----- Records supplied

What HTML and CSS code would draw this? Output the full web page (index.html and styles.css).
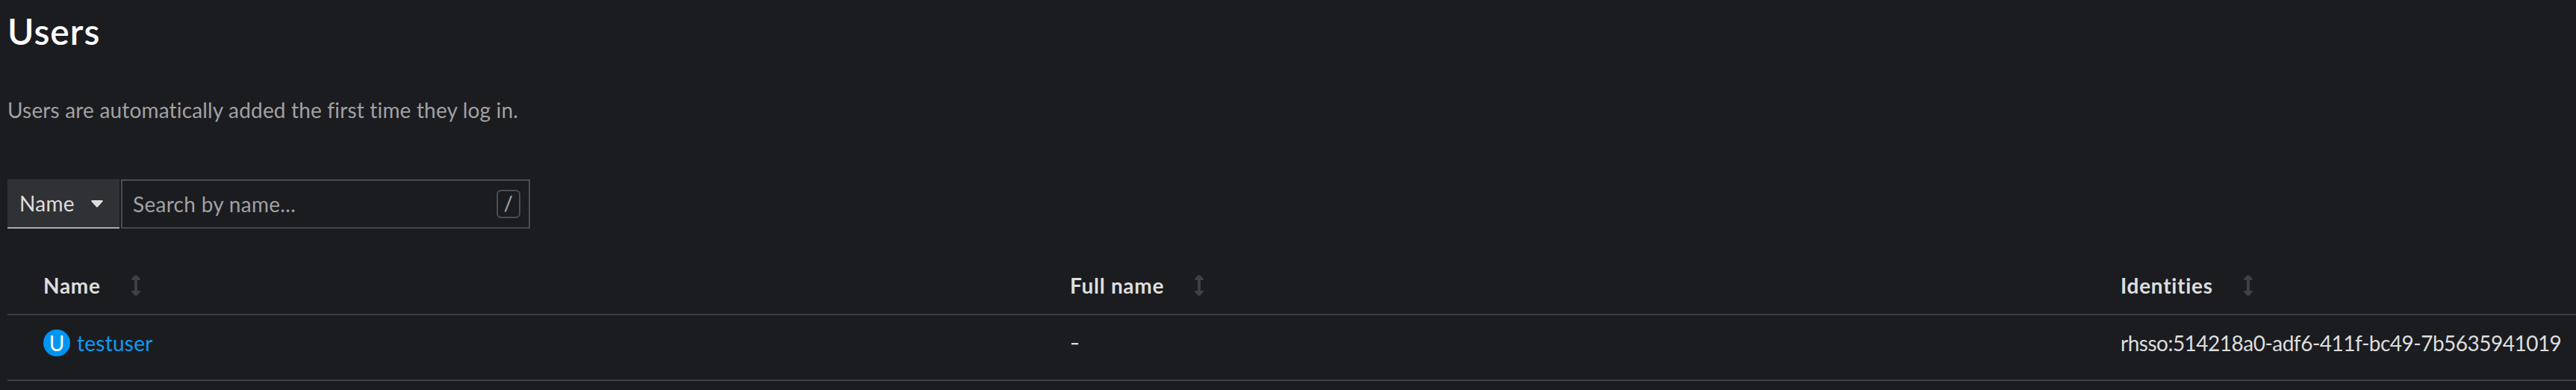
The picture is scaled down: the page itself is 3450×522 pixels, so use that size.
FILE: index.html
```html
<!DOCTYPE html>
<html lang="en">
<head>
<meta charset="utf-8">
<title>Users</title>
<link rel="stylesheet" href="styles.css">
</head>
<body>
<main class="page">
  <h1 class="title">Users</h1>
  <p class="description">Users are automatically added the first time they log in.</p>
  <div class="toolbar">
    <button class="filter" type="button">
      <span class="t-filter">Name</span>
      <svg class="caret" viewBox="0 0 16 10"><path d="M1.200 0h13.600q1.600.5.6 1.800L9 9q-1 .9-2 0L.6 1.800Q-.4.5 1.200 0z"/></svg>
    </button>
    <div class="search">
      <span class="t-placeholder">Search by name...</span>
      <kbd class="shortcut"><span class="slash">/</span></kbd>
    </div>
  </div>
  <div class="table">
    <div class="row head">
      <div class="cell"><span class="t-name">Name</span><svg class="sort" viewBox="0 0 12 28"><path d="M6 0Q7 0 8 1l3.600 4q1 2-.8 2H8v14h2.800q1.800 0 .8 2L8 27q-2 2-4 0L.4 23q-1-2 .8-2H4V7H1.200q-1.800 0-.8-2L4 1q1-1 2-1z"/></svg></div>
      <div class="cell"><span class="t-full">Full name</span><svg class="sort" viewBox="0 0 12 28"><path d="M6 0Q7 0 8 1l3.600 4q1 2-.8 2H8v14h2.800q1.800 0 .8 2L8 27q-2 2-4 0L.4 23q-1-2 .8-2H4V7H1.200q-1.800 0-.8-2L4 1q1-1 2-1z"/></svg></div>
      <div class="cell"><span class="t-identities">Identities</span><svg class="sort" viewBox="0 0 12 28"><path d="M6 0Q7 0 8 1l3.600 4q1 2-.8 2H8v14h2.800q1.800 0 .8 2L8 27q-2 2-4 0L.4 23q-1-2 .8-2H4V7H1.200q-1.800 0-.8-2L4 1q1-1 2-1z"/></svg></div>
    </div>
    <div class="row body">
      <div class="cell"><span class="badge">U</span><a class="link">testuser</a></div>
      <div class="cell"><span class="dash">-</span></div>
      <div class="cell"><span class="t-identity">rhsso:514218a0-adf6-411f-bc49-7b5635941019</span></div>
    </div>
  </div>
</main>
</body>
</html>
```
FILE: styles.css
```css
* { box-sizing: border-box; }
body {
  margin: 0;
  background: #1b1c20;
  color: #dedede;
  font: 28px/40px Lato, sans-serif;
  font-kerning: normal;
  font-variant-ligatures: none;
  overflow: hidden;
}
.page { padding: 12px 0 0 10px; height: 522px; }
.title { margin: 0; height: 60px; font-size: 48px; line-height: 60px; font-weight: 600; letter-spacing: 1px; color: #fff; }
.description { margin: 0; padding-top: 55px; height: 168px; letter-spacing: 0.17px; color: #a1a1a2; }
.toolbar { display: flex; gap: 2px; height: 66px; }
.filter {
  display: flex; align-items: center; justify-content: space-between;
  width: 150px; padding: 0 22px 0 16px; border: 0; border-bottom: 2px solid #a9aaad;
  background: #303134; color: #dedede; font: inherit;
}
.t-filter { letter-spacing: 0.3px; }
.caret { width: 16px; height: 10px; margin-top: 2px; fill: #dedede; }
.search {
  display: flex; align-items: center; justify-content: space-between;
  width: 548px; padding: 0 11px 0 14px; border: 2px solid #4c4d50; border-bottom-color: #434447; color: #a1a1a2;
}
.t-placeholder { letter-spacing: 0.3px; }
.shortcut {
  display: flex; align-items: center; justify-content: center;
  width: 32px; height: 38px; border: 2px solid #4c4d50; border-radius: 6px; font: inherit;
}
.slash { font-family: Roboto, sans-serif; }
.table { margin-top: 36px; }
.row { display: grid; grid-template-columns: 1376px 1407px 1fr; padding-left: 48px; align-items: center; border-bottom: 2px solid #3d3e41; }
.head { height: 80px; padding-top: 2px; font-weight: 700; letter-spacing: 0.7px; }
.body { height: 88px; padding-bottom: 12px; }
.head .cell, .body .cell { display: flex; align-items: center; white-space: nowrap; }
.sort { width: 12px; height: 28px; fill: #3f4043; margin-left: 41px; }
.badge {
  display: flex; align-items: center; justify-content: center;
  width: 36px; height: 36px; margin-right: 9px; border-radius: 50%; background: #0095f3; color: #fff;
}
.link { color: #0d9bf3; letter-spacing: 0.25px; }
.t-identity, .t-full, .t-identities, .dash { margin-left: -1px; }
.t-identity { letter-spacing: -0.51px; }
.dash { font-family: Inter, sans-serif; }
```
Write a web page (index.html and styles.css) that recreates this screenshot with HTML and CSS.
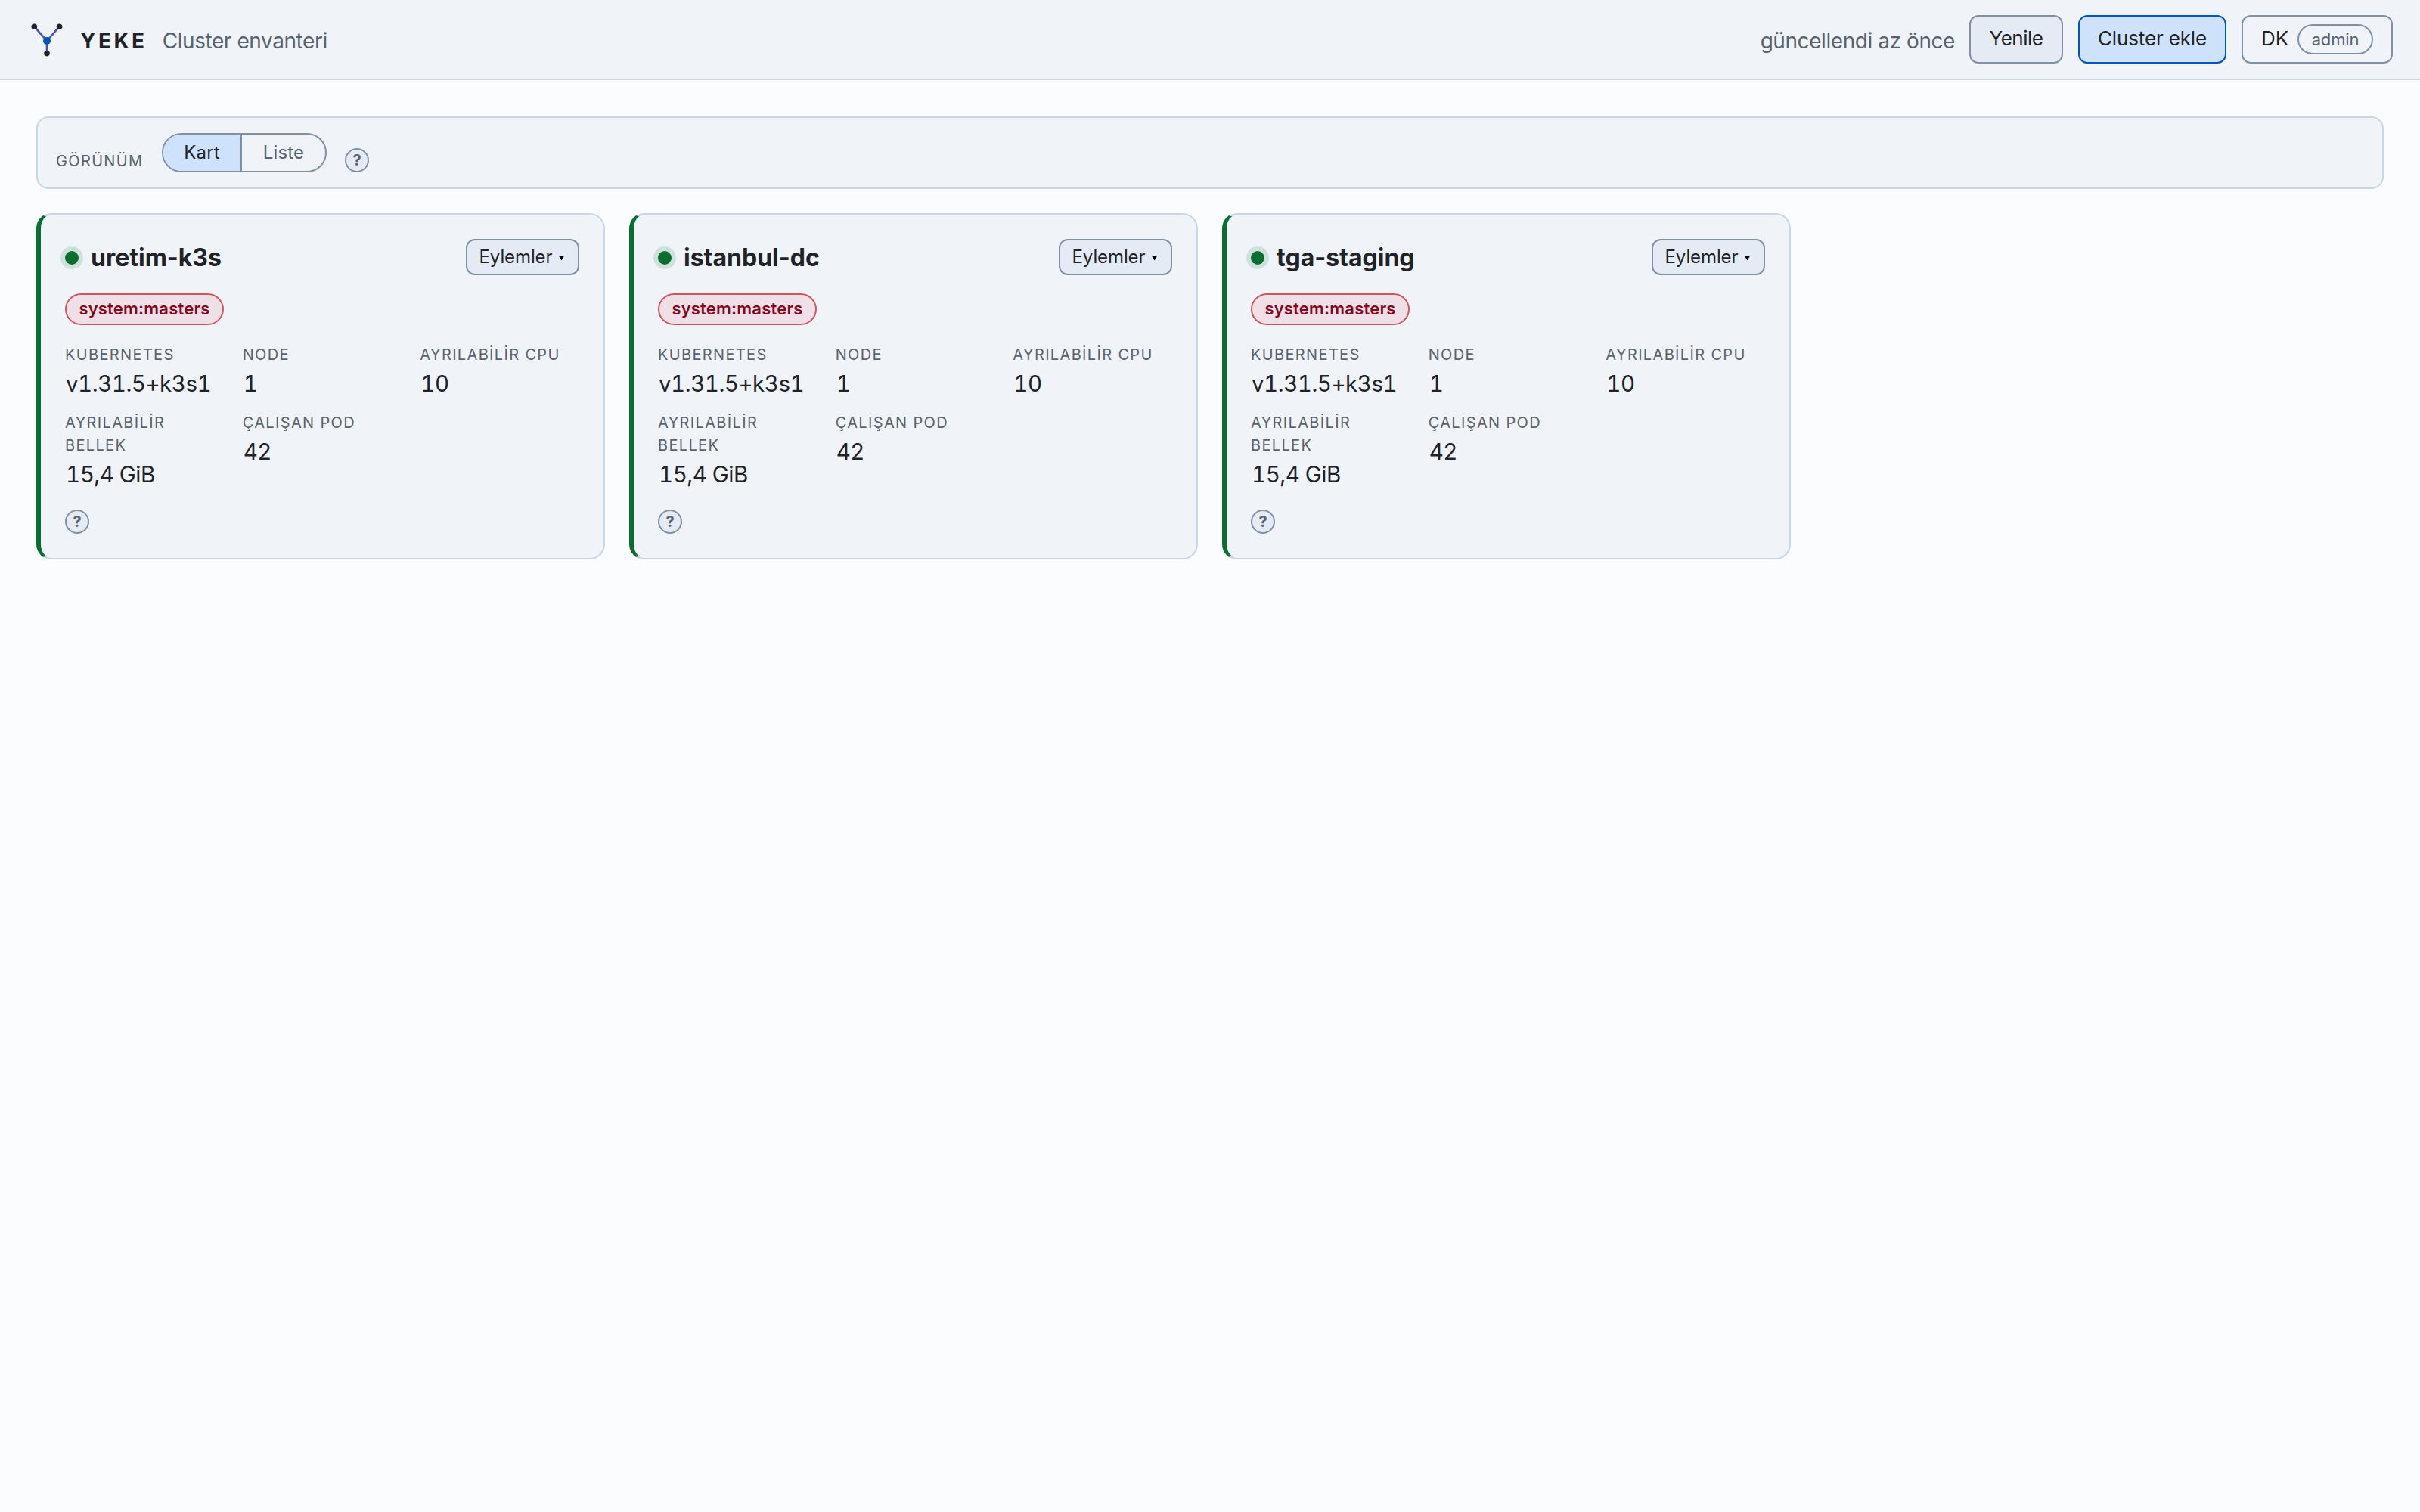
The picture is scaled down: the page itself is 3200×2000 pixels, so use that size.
FILE: index.html
```html
<!DOCTYPE html>
<html lang="tr">
  <head>
    <meta charset="UTF-8" />
    <meta name="viewport" content="width=device-width,initial-scale=1.0" />
    <title>YEKE - Cluster envanteri</title>
    <link rel="stylesheet" href="styles.css">
  </head>
  <body>
    <header class="topbar">
      <svg class="logo" viewBox="0 0 52 52" aria-hidden="true">
        <path d="M9.3 9.2 26 28 42.6 9.2M26 28v16.6" />
        <circle class="node" cx="9.3" cy="9.2" r="3.8" />
        <circle class="node" cx="42.6" cy="9.2" r="3.8" />
        <circle class="node" cx="26" cy="44.6" r="3.8" />
        <circle class="hub" cx="26" cy="28" r="5" />
      </svg>
      <strong class="brand">YEKE</strong>
      <span class="muted page-name">Cluster envanteri</span>
      <span class="muted updated">güncellendi az önce</span>
      <button class="btn btn-refresh">Yenile</button>
      <button class="btn btn-primary">Cluster ekle</button>
      <button class="btn btn-user">DK <span class="role">admin</span></button>
    </header>
    <main>
      <div class="toolbar">
        <span class="label">GÖRÜNÜM</span>
        <div class="segment">
          <button class="active">Kart</button>
          <button>Liste</button>
        </div>
        <button class="help">?</button>
      </div>
      <div class="cards">
        <article class="card">
          <div class="card-head">
            <span class="dot"></span>
            <h2>uretim-k3s</h2>
            <button class="btn-actions">Eylemler <svg viewBox="0 0 8 7"><path d="M0 0h8L4 7z" /></svg></button>
          </div>
          <span class="pill">system:masters</span>
          <dl>
            <div><dt>KUBERNETES</dt><dd>v1.31.5+k3s1</dd></div>
            <div><dt>NODE</dt><dd>1</dd></div>
            <div><dt>AYRILABİLİR CPU</dt><dd>10</dd></div>
            <div><dt>AYRILABİLİR BELLEK</dt><dd>15,4 GiB</dd></div>
            <div><dt>ÇALIŞAN POD</dt><dd>42</dd></div>
          </dl>
          <button class="help">?</button>
        </article>
        <article class="card">
          <div class="card-head">
            <span class="dot"></span>
            <h2>istanbul-dc</h2>
            <button class="btn-actions">Eylemler <svg viewBox="0 0 8 7"><path d="M0 0h8L4 7z" /></svg></button>
          </div>
          <span class="pill">system:masters</span>
          <dl>
            <div><dt>KUBERNETES</dt><dd>v1.31.5+k3s1</dd></div>
            <div><dt>NODE</dt><dd>1</dd></div>
            <div><dt>AYRILABİLİR CPU</dt><dd>10</dd></div>
            <div><dt>AYRILABİLİR BELLEK</dt><dd>15,4 GiB</dd></div>
            <div><dt>ÇALIŞAN POD</dt><dd>42</dd></div>
          </dl>
          <button class="help">?</button>
        </article>
        <article class="card">
          <div class="card-head">
            <span class="dot"></span>
            <h2>tga-staging</h2>
            <button class="btn-actions">Eylemler <svg viewBox="0 0 8 7"><path d="M0 0h8L4 7z" /></svg></button>
          </div>
          <span class="pill">system:masters</span>
          <dl>
            <div><dt>KUBERNETES</dt><dd>v1.31.5+k3s1</dd></div>
            <div><dt>NODE</dt><dd>1</dd></div>
            <div><dt>AYRILABİLİR CPU</dt><dd>10</dd></div>
            <div><dt>AYRILABİLİR BELLEK</dt><dd>15,4 GiB</dd></div>
            <div><dt>ÇALIŞAN POD</dt><dd>42</dd></div>
          </dl>
          <button class="help">?</button>
        </article>
      </div>
    </main>
  </body>
</html>
```
FILE: styles.css
```css
:root {
  --bg: #fbfcfe;
  --surface: #f0f4f9;
  --raised: #e4ebf4;
  --border: #cbd6e4;
  --border-strong: #8190a2;
  --text: #1f2328;
  --muted: #59636e;
  --accent: #0055be;
  --accent-soft: #cfe2fb;
  --ok: #0b6e31;
  --danger: #86061d;
}
* {
  box-sizing: border-box;
}
body {
  margin: 0;
  min-height: 100vh;
  background: var(--bg);
  color: var(--text);
  font-family: Inter, "Liberation Sans", sans-serif;
  font-size: 28px;
}
button {
  margin: 0;
  padding: 0;
  color: inherit;
  font-family: inherit;
  cursor: pointer;
}

/* top bar */
.topbar {
  display: flex;
  align-items: center;
  height: 106px;
  padding: 0 36px;
  background: var(--surface);
  border-bottom: 2px solid var(--border);
}
.logo {
  width: 52px;
  height: 52px;
}
.logo path {
  fill: none;
  stroke: #4a55ad;
  stroke-width: 2.6;
}
.logo .node {
  fill: var(--text);
}
.logo .hub {
  fill: var(--accent);
}
.brand {
  margin-left: 18px;
  padding-top: 4px;
  letter-spacing: 3.5px;
}
.muted {
  padding-top: 4px;
  color: var(--muted);
  letter-spacing: -0.43px;
}
.page-name {
  margin-left: 20px;
}
.updated {
  margin-left: auto;
  margin-right: -1px;
}
.btn {
  display: flex;
  align-items: center;
  justify-content: center;
  height: 64px;
  margin-left: 20px;
  padding-bottom: 4px;
  border: 2px solid var(--border-strong);
  border-radius: 12px;
  background: var(--raised);
  font-size: 26px;
  letter-spacing: -0.15px;
}
.btn-refresh {
  width: 124px;
  letter-spacing: -0.5px;
}
.btn-primary {
  width: 196px;
  border-color: var(--accent);
  background: var(--accent-soft);
}
.btn-user {
  width: 200px;
  gap: 12px;
  background: transparent;
}
.role {
  width: 100px;
  height: 40px;
  margin-top: 4px;
  border: 2px solid var(--border-strong);
  border-radius: 20px;
  color: var(--muted);
  font-size: 22px;
  line-height: 36px;
  text-align: center;
}

main {
  padding: 48px;
}
.toolbar {
  display: flex;
  align-items: flex-end;
  gap: 24px;
  height: 96px;
  margin-bottom: 32px;
  padding: 20px 24px;
  background: var(--surface);
  border: 2px solid var(--border);
  border-radius: 16px;
}
.label {
  width: 116px;
  font-size: 20px;
  line-height: 30px;
  letter-spacing: 1.35px;
  color: var(--muted);
}
.segment {
  display: flex;
  height: 52px;
  border: 2px solid var(--border-strong);
  border-radius: 26px;
  overflow: hidden;
}
.segment button {
  width: 110px;
  padding-bottom: 2px;
  border: 0;
  background: transparent;
  color: var(--muted);
  font-size: 24px;
  letter-spacing: 0.15px;
}
.segment .active {
  width: 104px;
  border-right: 2px solid var(--border-strong);
  background: var(--accent-soft);
  color: var(--text);
}
.help {
  display: block;
  width: 32px;
  height: 32px;
  border: 2px solid var(--border-strong);
  border-radius: 50%;
  background: var(--raised);
  color: var(--muted);
  font-size: 20px;
  font-weight: 700;
  line-height: 28px;
}

/* cluster cards */
.cards {
  display: grid;
  grid-template-columns: repeat(4, 1fr);
  gap: 32px;
}
.card {
  padding: 32px;
  background: var(--surface);
  border: 2px solid var(--border);
  border-left: 6px solid var(--ok);
  border-radius: 20px;
}
.card-head {
  display: flex;
  align-items: center;
  margin-bottom: 24px;
}
.dot {
  width: 18px;
  height: 18px;
  margin-top: 2px;
  border-radius: 50%;
  background: var(--ok);
  box-shadow: 0 0 0 6px #cfe1db;
}
.card h2 {
  margin: 2px 0 0 16px;
  font-size: 32px;
  line-height: 40px;
}
.btn-actions {
  display: flex;
  align-items: center;
  justify-content: center;
  gap: 9px;
  width: 150px;
  height: 48px;
  margin-left: auto;
  padding: 0 2px 1px 0;
  border: 2px solid var(--border-strong);
  border-radius: 12px;
  background: var(--raised);
  font-size: 24px;
  letter-spacing: -0.1px;
}
.btn-actions svg {
  width: 7px;
  height: 7px;
  margin-top: 4px;
}
.pill {
  display: block;
  width: 210px;
  height: 42px;
  border: 2px solid #cf5560;
  border-radius: 21px;
  background: #efe0e8;
  color: var(--danger);
  font-size: 22px;
  font-weight: 600;
  line-height: 36px;
  letter-spacing: 0.2px;
  text-align: center;
}
.card dl {
  display: grid;
  grid-template-columns: repeat(3, 1fr);
  gap: 16px 24px;
  margin: 24px 0 26px;
}
.card dt {
  color: var(--muted);
  font-size: 20px;
  line-height: 30px;
  letter-spacing: 1.35px;
}
.card dd {
  margin: 2px 0 0;
  padding-left: 1px;
  font-size: 29.5px;
  line-height: 42px;
  letter-spacing: -0.5px;
  font-variant-numeric: tabular-nums;
}
```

----------

Set problem: Look over the material above and show each line where "styles" appears.

Solution to the problem:
What HTML and CSS code would draw this? Output the full web page (index.html and styles.css).
<link rel="stylesheet" href="styles.css">
FILE: styles.css
Write a web page (index.html and styles.css) that recreates this screenshot with HTML and CSS.
    <link rel="stylesheet" href="styles.css">
FILE: styles.css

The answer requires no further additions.